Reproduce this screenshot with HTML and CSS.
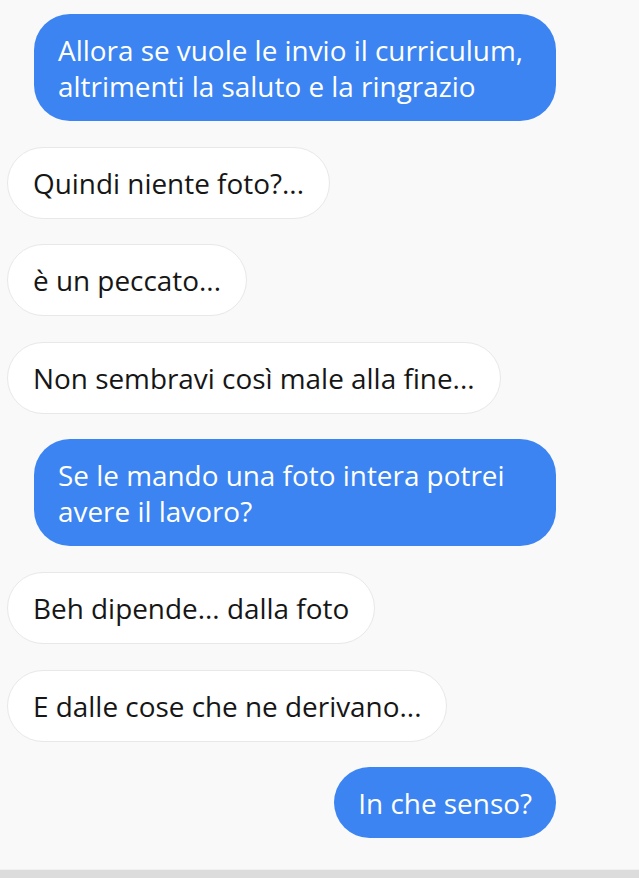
FILE: index.html
```html
<!DOCTYPE html>
<html lang="it">
<head>
<meta charset="utf-8">
<link rel="stylesheet" href="styles.css">
</head>
<body>
<div class="chat">
  <div class="msg sent">Allora se vuole le invio il curriculum, altrimenti la saluto e la ringrazio</div>
  <div class="msg recv">Quindi niente foto?...</div>
  <div class="msg recv">è un peccato...</div>
  <div class="msg recv">Non sembravi così male alla fine...</div>
  <div class="msg sent">Se le mando una foto intera potrei avere il lavoro?</div>
  <div class="msg recv">Beh dipende... dalla foto</div>
  <div class="msg recv">E dalle cose che ne derivano...</div>
  <div class="msg sent">In che senso?</div>
</div>
<div class="footer"></div>
</body>
</html>
```
FILE: styles.css
```css
html, body {
  margin: 0;
  padding: 0;
  background: #f9f9f9;
}
body {
  width: 639px;
  height: 878px;
  display: flex;
  flex-direction: column;
  overflow: hidden;
  font-family: "Open Sans", "Noto Sans", sans-serif;
}
.chat {
  flex: 1;
  display: flex;
  flex-direction: column;
  gap: 25.6px;
  padding: 14px 83px 0 7px;
}
.msg {
  font-size: 27.9px;
  line-height: 36px;
  border-radius: 36px;
  box-sizing: border-box;
}
.recv {
  align-self: flex-start;
  background: #ffffff;
  color: #161616;
  border: 1px solid #e8e8e8;
  padding: 17px 25px;
}
.sent {
  align-self: flex-end;
  background: #3b84f1;
  color: #ffffff;
  padding: 17.5px 24px;
  max-width: 522px;
}
.footer {
  height: 8px;
  background: #dcdcdc;
  border-top: 1px solid #f1f1f1;
}
```
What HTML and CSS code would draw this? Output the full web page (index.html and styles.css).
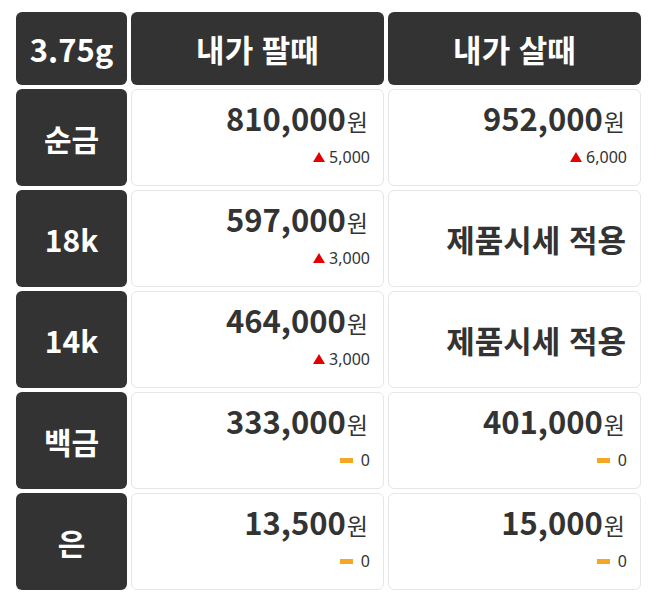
==*==
What is being asked: Quote every line word for word and keep the images out of the copy.

Response to the task:
Reproduce this screenshot with HTML and CSS.
FILE: index.html
```html
<!DOCTYPE html>
<html lang="it">
<head>
<meta charset="utf-8">
<link rel="stylesheet" href="styles.css">
</head>
<body>
<div class="chat">
  <div class="msg sent">Allora se vuole le invio il curriculum, altrimenti la saluto e la ringrazio</div>
  <div class="msg recv">Quindi niente foto?...</div>
  <div class="msg recv">è un peccato...</div>
  <div class="msg recv">Non sembravi così male alla fine...</div>
  <div class="msg sent">Se le mando una foto intera potrei avere il lavoro?</div>
  <div class="msg recv">Beh dipende... dalla foto</div>
  <div class="msg recv">E dalle cose che ne derivano...</div>
  <div class="msg sent">In che senso?</div>
</div>
<div class="footer"></div>
</body>
</html>
```
FILE: styles.css
```css
html, body {
  margin: 0;
  padding: 0;
  background: #f9f9f9;
}
body {
  width: 639px;
  height: 878px;
  display: flex;
  flex-direction: column;
  overflow: hidden;
  font-family: "Open Sans", "Noto Sans", sans-serif;
}
.chat {
  flex: 1;
  display: flex;
  flex-direction: column;
  gap: 25.6px;
  padding: 14px 83px 0 7px;
}
.msg {
  font-size: 27.9px;
  line-height: 36px;
  border-radius: 36px;
  box-sizing: border-box;
}
.recv {
  align-self: flex-start;
  background: #ffffff;
  color: #161616;
  border: 1px solid #e8e8e8;
  padding: 17px 25px;
}
.sent {
  align-self: flex-end;
  background: #3b84f1;
  color: #ffffff;
  padding: 17.5px 24px;
  max-width: 522px;
}
.footer {
  height: 8px;
  background: #dcdcdc;
  border-top: 1px solid #f1f1f1;
}
```
What HTML and CSS code would draw this? Output the full web page (index.html and styles.css).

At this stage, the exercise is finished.